Most of the fish swimming in the most contaminated waters have probably died, Belin says. “But as the sewage plume moves downstream and gets more diluted—it’s not covering the whole width of the river in some places yet—it’s certainly unclear what this might mean.” The Potomac Conservancy releases a report card every couple of years evaluating the environmental health of the river; since 2020, the river’s shad population has maintained an “A” grade. That’s a big deal, since the migratory fish have been steadily making a comeback since the Interstate Commission on the Potomac River Basin made moves in the 1990s to refresh a dwindling population caused by water pollution and dam-building in the 1970s. “There’s been a lot of hard work to get it to that point,” Belin says. “Hopefully, this sewage spill clears up and is gone by the time they start running in the spring, because otherwise that’ll have both recreational and economic impacts.”
At the end of the day, “it’s pretty unprecedented, where there’s been a massive spill of this size and then [part of it] gets kind of trapped and locked in ice,” Naujoks says. Experts are not sure exactly what will happen when that ice melts.
When will the water stop being poopy?
The natural flow of the river will eventually carry the sewage out of the waterway itself, according to Belin. “If you think about shutting off the faucet, if you will, of sewage into the river—at that point, it becomes, ‘Well, how long is it going to take for it to move down the river, and how is it going to mix?’ ” He estimates that approximately two months from now, in March or April, “hopefully this sewage plume [will have] completely dispersed.”
Unfortunately, and I hate to report this, there have been some spots along the C&O Canal where sewage has overflowed onto the land. “When [the water] sort of settles, there’s a good chance—on the shorelines downstream and then in the basin of the canal—there could be manure,” he adds. “Keep in mind, that definitely has to be cleaned up, but it’s really cold out.” That means the bacteria living in this shipwrecked poop will likely die much more quickly than it would have during warmer weather, since it thrives in human and animal body-adjacent temperatures.

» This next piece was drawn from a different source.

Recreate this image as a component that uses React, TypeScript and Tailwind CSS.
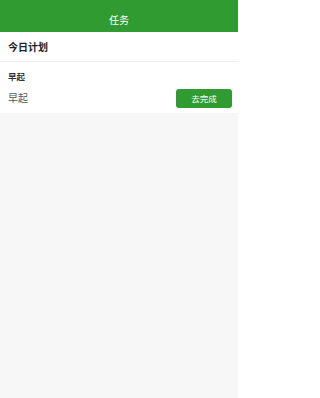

According to Belin, this spill “should be seen as a wake-up call about what it’s going to take to keep this river clean.” The Potomac Interceptor was built back in the 1960s, and experts think it might be time to give it a makeover. “All infrastructure has a lifespan,” Belin adds. “So we certainly want to do everything we can to make sure there are no other ruptures like this somewhere else on the Potomac Interceptor going forward.”